Let us draw the given information to get a better view.

Let us find the value of $\theta $. We have $\tan \theta =\dfrac{1}{\sqrt{3}}$.
$\Rightarrow \tan \theta =\tan \left( {{30}^{o}} \right)$.
$\Rightarrow \theta ={{30}^{o}}$---(1).
We got the parametric angle for the point on ellipse as ${{30}^{o}}$.
We know that the equation of the tangent at the point on ellipse with parametric angle $\theta $ is $\dfrac{x}{a}\cos \theta +\dfrac{y}{b}\sin \theta =1$.
So, the equation of tangent of the ellipse $16{{x}^{2}}+25{{y}^{2}}=400$ is $\dfrac{x}{5}\cos \left( {{30}^{o}} \right)+\dfrac{y}{4}\sin \left( {{30}^{o}} \right)=1$.
$\Rightarrow \dfrac{x}{5}\times \dfrac{\sqrt{3}}{2}+\dfrac{y}{4}\times \dfrac{1}{2}=1$.
$\Rightarrow \dfrac{\sqrt{3}x}{10}+\dfrac{y}{8}=1$.
$\Rightarrow \dfrac{4\sqrt{3}x+5y}{40}=1$.
$\Rightarrow 4\sqrt{3}x+5y=40$.
We have got the equation of the tangent as $4\sqrt{3}x+5y=40$.
We know that the equation of the normal at the point on ellipse with parametric angle $\theta $ is $\dfrac{ax}{{{a}^{2}}-{{b}^{2}}}\sec \theta -\dfrac{by}{{{a}^{2}}-{{b}^{2}}}\operatorname{cosec}\theta =1$.
So, the equation of normal of the ellipse $16{{x}^{2}}+25{{y}^{2}}=400$ is $\dfrac{5x}{25-16}\sec \left( {{30}^{o}} \right)-\dfrac{4y}{25-16}\operatorname{cosec}\left( {{30}^{o}} \right)=1$.
$\Rightarrow \dfrac{5x}{9}\times \dfrac{2}{\sqrt{3}}-\dfrac{4y}{9}\times 2=1$.
\[\Rightarrow \dfrac{10x}{9\sqrt{3}}-\dfrac{8y}{9}=1\].
$\Rightarrow \dfrac{10x-8\sqrt{3}y}{9\sqrt{3}}=1$.
$\Rightarrow 10x-8\sqrt{3}y=9\sqrt{3}$.
We have got the equation of the normal as $10x-8\sqrt{3}y=9\sqrt{3}$.

∴ The equations of tangent and normal of the ellipse $16{{x}^{2}}+25{{y}^{2}}=400$ are $4\sqrt{3}x+5y=40$ and $10x-8\sqrt{3}y=9\sqrt{3}$.

Note: We get the same value for the x coordinates of both points on the auxiliary circle and ellipse for a given parametric angle.
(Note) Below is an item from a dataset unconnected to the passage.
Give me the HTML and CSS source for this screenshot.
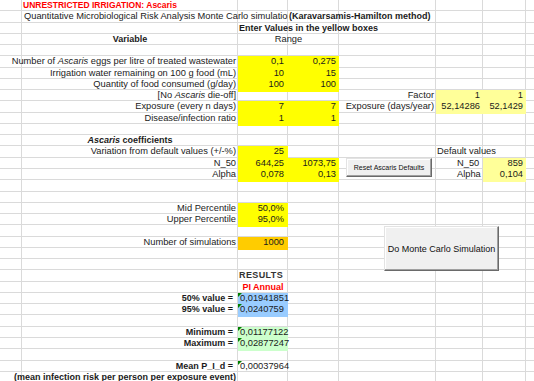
FILE: index.html
```html
<!DOCTYPE html>
<html lang="en">
<head>
  <meta charset="UTF-8" />
  <title>Unrestricted Irrigation: Ascaris</title>
  <link rel="stylesheet" href="styles.css">
</head>
<body>
  <main class="sheet">
    <div class="row"><div class="cell bd title">UNRESTRICTED IRRIGATION: Ascaris</div></div>
    <div class="row">
      <div class="cell bc clip">Quantitative Microbiological Risk Analysis Monte Carlo simulation</div>
      <div class="cell dg bold tight">(Karavarsamis-Hamilton method)</div>
    </div>
    <div class="row"><div class="cell cf bold tight">Enter Values in the yellow boxes</div></div>
    <div class="row">
      <div class="cell b bold center">Variable</div>
      <div class="cell cd center">Range</div>
    </div>
    <div class="row"></div>
    <div class="row">
      <div class="cell ab right"><span>Number of <i>Ascaris</i> eggs per litre of treated wastewater</span></div>
      <div class="cell c num yel">0,1</div>
      <div class="cell d num yel">0,275</div>
    </div>
    <div class="row">
      <div class="cell ab right">Irrigation water remaining on 100 g food (mL)</div>
      <div class="cell c num yel">10</div>
      <div class="cell d num yel">15</div>
    </div>
    <div class="row">
      <div class="cell ab right">Quantity of food consumed (g/day)</div>
      <div class="cell c num yel">100</div>
      <div class="cell d num yel">100</div>
    </div>
    <div class="row">
      <div class="cell ab right"><span>[No <i>Ascaris</i> die-off]</span></div>
      <div class="cell e right">Factor</div>
      <div class="cell f num pale">1</div>
      <div class="cell g num pale">1</div>
    </div>
    <div class="row">
      <div class="cell ab right">Exposure (every n days)</div>
      <div class="cell c num yel">7</div>
      <div class="cell d num yel">7</div>
      <div class="cell e right">Exposure (days/year)</div>
      <div class="cell f num pale">52,14286</div>
      <div class="cell g num pale">52,1429</div>
    </div>
    <div class="row">
      <div class="cell ab right">Disease/infection ratio</div>
      <div class="cell c num yel">1</div>
      <div class="cell d num yel">1</div>
    </div>
    <div class="row"></div>
    <div class="row"><div class="cell b bold center"><span><i>Ascaris</i> coefficients</span></div></div>
    <div class="row">
      <div class="cell ab right">Variation from default values (+/-%)</div>
      <div class="cell c num yel">25</div>
      <div class="cell fg tight">Default values</div>
    </div>
    <div class="row">
      <div class="cell ab right">N_50</div>
      <div class="cell c num yel">644,25</div>
      <div class="cell d num yel">1073,75</div>
      <div class="cell f indent">N_50</div>
      <div class="cell g num pale">859</div>
    </div>
    <div class="row">
      <div class="cell ab right">Alpha</div>
      <div class="cell c num yel">0,078</div>
      <div class="cell d num yel">0,13</div>
      <div class="cell f indent">Alpha</div>
      <div class="cell g num pale">0,104</div>
    </div>
    <div class="row"></div>
    <div class="row"></div>
    <div class="row">
      <div class="cell ab right">Mid Percentile</div>
      <div class="cell c num yel">50,0%</div>
    </div>
    <div class="row">
      <div class="cell ab right">Upper Percentile</div>
      <div class="cell c num yel">95,0%</div>
    </div>
    <div class="row"></div>
    <div class="row">
      <div class="cell ab right">Number of simulations</div>
      <div class="cell c num gold">1000</div>
    </div>
    <div class="row"></div>
    <div class="row"></div>
    <div class="row"><div class="cell cd bold results">RESULTS</div></div>
    <div class="row"><div class="cell c bold center red">PI Annual</div></div>
    <div class="row">
      <div class="cell ab right bold outcome">50% value =</div>
      <div class="cell c flag blue">0,01941851</div>
    </div>
    <div class="row">
      <div class="cell ab right bold outcome">95% value =</div>
      <div class="cell c flag blue">0,0240759</div>
    </div>
    <div class="row"></div>
    <div class="row">
      <div class="cell ab right bold outcome">Minimum =</div>
      <div class="cell c flag mint">0,01177122</div>
    </div>
    <div class="row">
      <div class="cell ab right bold outcome">Maximum =</div>
      <div class="cell c flag mint">0,02877247</div>
    </div>
    <div class="row"></div>
    <div class="row">
      <div class="cell ab right bold outcome">Mean P_I_d =</div>
      <div class="cell c flag">0,00037964</div>
    </div>
    <div class="row">
      <div class="cell ab right bold">(mean infection risk per person per exposure event)</div>
    </div>

    <button type="button" class="btn btn-reset">Reset Ascaris Defaults</button>
    <button type="button" class="btn btn-run">Do Monte Carlo Simulation</button>
  </main>
</body>
</html>
```

FILE: styles.css
```css
/* Spreadsheet look */
* {
  box-sizing: border-box;
}
body {
  margin: 0;
  background: #fff;
  font-family: "Liberation Sans", Arial, sans-serif;
  font-size: 9.3px;
  color: #1b1b1b;
  overflow: hidden;
}
.sheet {
  position: relative;
  width: 534px;
  height: 381px;
  overflow: hidden;
  /* vertical gridlines */
  background:
    linear-gradient(#dadada, #dadada) 21px 0 / 1px 100% no-repeat,
    linear-gradient(#dadada, #dadada) 237px 0 / 1px 100% no-repeat,
    linear-gradient(#dadada, #dadada) 287px 0 / 1px 100% no-repeat,
    linear-gradient(#dadada, #dadada) 338px 0 / 1px 100% no-repeat,
    linear-gradient(#dadada, #dadada) 435px 0 / 1px 100% no-repeat,
    linear-gradient(#dadada, #dadada) 482px 0 / 1px 100% no-repeat,
    linear-gradient(#dadada, #dadada) 525px 0 / 1px 100% no-repeat;
}
.row {
  display: grid;
  grid-template-columns: 22px 216px 50px 51px 97px 47px 43px 1fr;
  height: 11.27px;
  background: linear-gradient(#dadada, #dadada) left bottom / 100% 1px no-repeat;
}
.cell {
  display: flex;
  align-items: center;
  min-width: 0;
  padding: 0 2px 2px;
  line-height: 11px;
  white-space: nowrap;
}

/* column placement */
.ab { grid-column: 1 / 3; }
.b { grid-column: 2; }
.bc { grid-column: 2 / 4; }
.bd { grid-column: 2 / 5; }
.c { grid-column: 3; }
.cd { grid-column: 3 / 5; }
.cf { grid-column: 3 / 7; }
.d { grid-column: 4; }
.dg { grid-column: 4 / 8; }
.e { grid-column: 5; }
.f { grid-column: 6; }
.fg { grid-column: 6 / 8; }
.g { grid-column: 7; }

/* alignment */
.right { justify-content: flex-end; }
.center { justify-content: center; }
.num { justify-content: flex-end; padding-right: 3px; }
.c.num { padding-right: 4px; }
.tight { padding-left: 1px; }
.indent { padding-left: 21px; }
.outcome { padding-right: 5px; }
.clip { overflow: hidden; }

/* text styles */
.bold {
  font-weight: 700;
  font-size: 9px;
}
.title {
  color: #ff0000;
  font-weight: 700;
  font-size: 8.5px;
  padding-left: 1px;
}
.red { color: #ff0000; }
.results {
  color: #333;
  letter-spacing: 0.4px;
  padding-left: 1px;
}

/* fills */
.yel { background: #ffff00; }
.pale { background: #ffff99; }
.gold { background: #ffcc00; }
.blue { background: #99ccff; }
.mint { background: #ccffcc; }

/* number stored as text marker */
.flag {
  position: relative;
  padding-left: 2px;
}
.flag::before {
  content: "";
  position: absolute;
  left: 0;
  top: 0;
  border-top: 4px solid #008000;
  border-right: 4px solid transparent;
}

/* form buttons floating over the sheet */
.btn {
  position: absolute;
  margin: 0;
  padding: 0;
  background: #f0f0f0;
  border: 1px solid;
  border-color: #e3e3e3 #6a6a6a #6a6a6a #e3e3e3;
  box-shadow: inset -1px -1px #a0a0a0, inset 1px 1px #fff;
  font-family: "Liberation Sans", Arial, sans-serif;
  color: #111;
  white-space: nowrap;
}
.btn-reset {
  left: 346px;
  top: 158px;
  width: 86px;
  height: 19px;
  font-size: 7px;
}
.btn-run {
  left: 384px;
  top: 226px;
  width: 115px;
  height: 45px;
  font-size: 9px;
}
```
We can also find the equations of the tangent and normal by first finding the point on the ellipse and finding the slopes of tangent and normal. We should know that the tangent and normal are perpendicular to each other. Similarly, we expect problems to find the length of the latus rectum, eccentricity of the ellipse.